Bone remodeling allows for bone growth, bone repair and elimination of microfractures. Osteoclasts resorb old bone, while osteoblasts synthesize new protein, known as osteoid. Within several months, osteoid becomes calcified. After the age of 40 years, bone destruction begins to exceed formation, leading to osteoporosis. For every 10% of bone that is lost, the risk of fracture doubles.

The medications most commonly used to treat osteoporosis are estrogen, calcitonin and biphosphonates (etidronate, alendronate, risedronate). Their mechanism of action is to inhibit osteoclastic activity and decrease bone resorption. Treatment with biphosphonates must be continuously monitored because overdosage can eventually weaken bone.

More than 90% of the osteoid matrix of bone consists of type I collagen. Noncollagenous proteins, such as osteocalcin, comprise the remaining 10%. Type 1 collagen is synthesized as procollagen precursor molecules. Prior to insertion into the osteoid matrix, the N and C terminal peptides of procollagen are cleaved and released into the circulation. The N terminal peptide is commonly referred to as N-telopeptide and is one of the most sensitive indicators of bone resorption.

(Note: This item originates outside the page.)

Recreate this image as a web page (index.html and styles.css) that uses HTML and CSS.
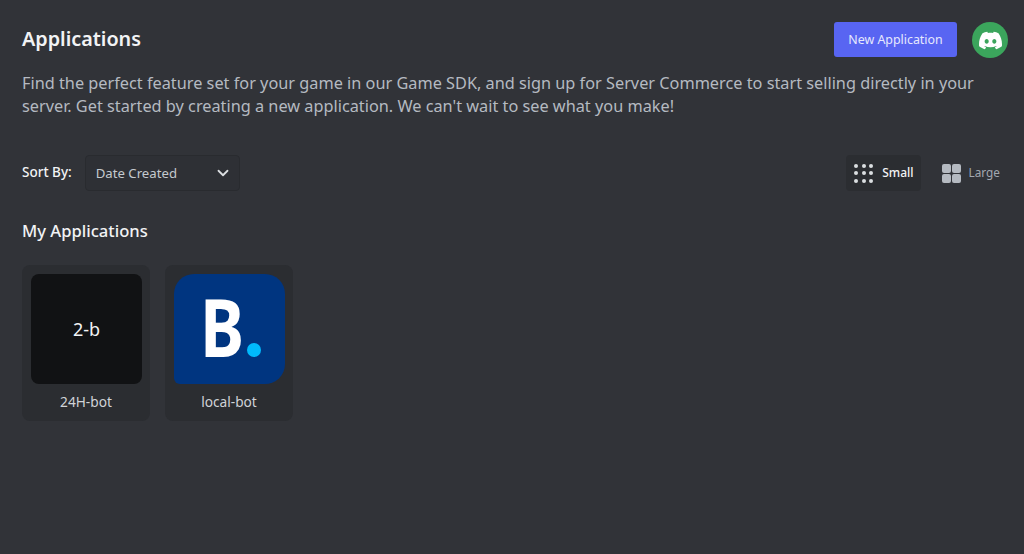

Following initiation of treatment, bone resorption markers can detect early changes much sooner than bone mass density measurements. N-telopeptide levels undergo significant change by 3 months, while changes in spinal bone mass density are noticeable only after 24 months.

A baseline N-telopeptide level should be measured in all patients before beginning anti-resorptive therapy. In general, biphosphonates are administered until N-telopeptide levels fall to 50% of baseline. They are then discontinued and N-telopeptide concentration is measured every 3 months. Treatment is reinstated when the level returns to baseline.

Reference range is 5.4-24.2 nM BCE for adult males and 6.2-19.0 nM BCE for premenopausal women. Results are expressed in bone collage equivalents (BCE).

Specimen requirement is a red top tube of blood.